The Gauliga Mitte was the highest football league in the Prussian province of Saxony and the German states of Thuringia and Anhalt from 1933 to 1945, all located in the center (German:Mitte) of Germany. Shortly after the formation of the league, the Nazis reorganised the administrative regions in Germany, and the Gaue Thuringia, Magdeburg-Anhalt and Halle-Merseburg replaced the states and Prussian province.

Overview
The league was introduced by the Nazi Sports Office in 1933, after the Nazi takeover of power in Germany. It replaced the Bezirksligas and Oberligas as the highest level of play in German football competitions.

Until the formation of the Gauliga, the region was covered by a number of local leagues and, together with clubs from state of Saxony, they played out a Central German championship (German: Mittel-Deutsche Meisterschaft).

In its first season, the league had ten clubs, playing each other once at home and once away.
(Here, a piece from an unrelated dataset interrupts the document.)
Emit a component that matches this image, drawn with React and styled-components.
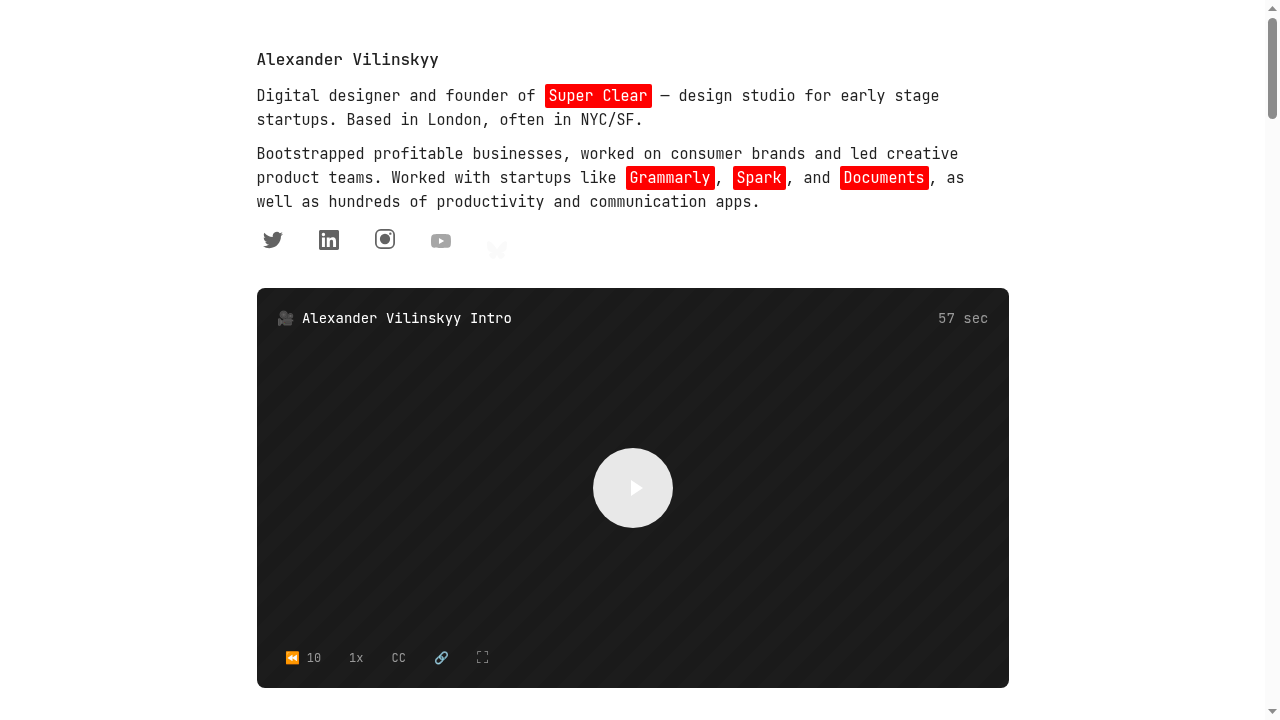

The league champion then qualified for the German championship. The bottom two teams were relegated. The league operated on the same modus until the outbreak of World War II  in 1939.

Due to the effects of the war, the 1939–40 and 1940–41 seasons were played with only eight clubs. In 1941, the league returned to a ten-club strength, which it retained until 1944.

The imminent collapse of Nazi Germany in 1945 gravely affected all Gauligas and football in the region was split into six regional groups. However, none of them played more than a few games before the arrival of the Red Army, and the end of the war ended all competitions.

Aftermath
With the end of the Nazi era, the Gauligas ceased to exist and the region found itself in the Soviet occupation zone. The DDR-Oberliga was formed in the following years as the highest level of play in the new country of East Germany and the region became part of the East German football league system.

Virtually all football clubs in the region were dissolved and replaced with clubs controlled by the new communist government. Of those, some readopted the pre-1945 names after the German reunification in 1990.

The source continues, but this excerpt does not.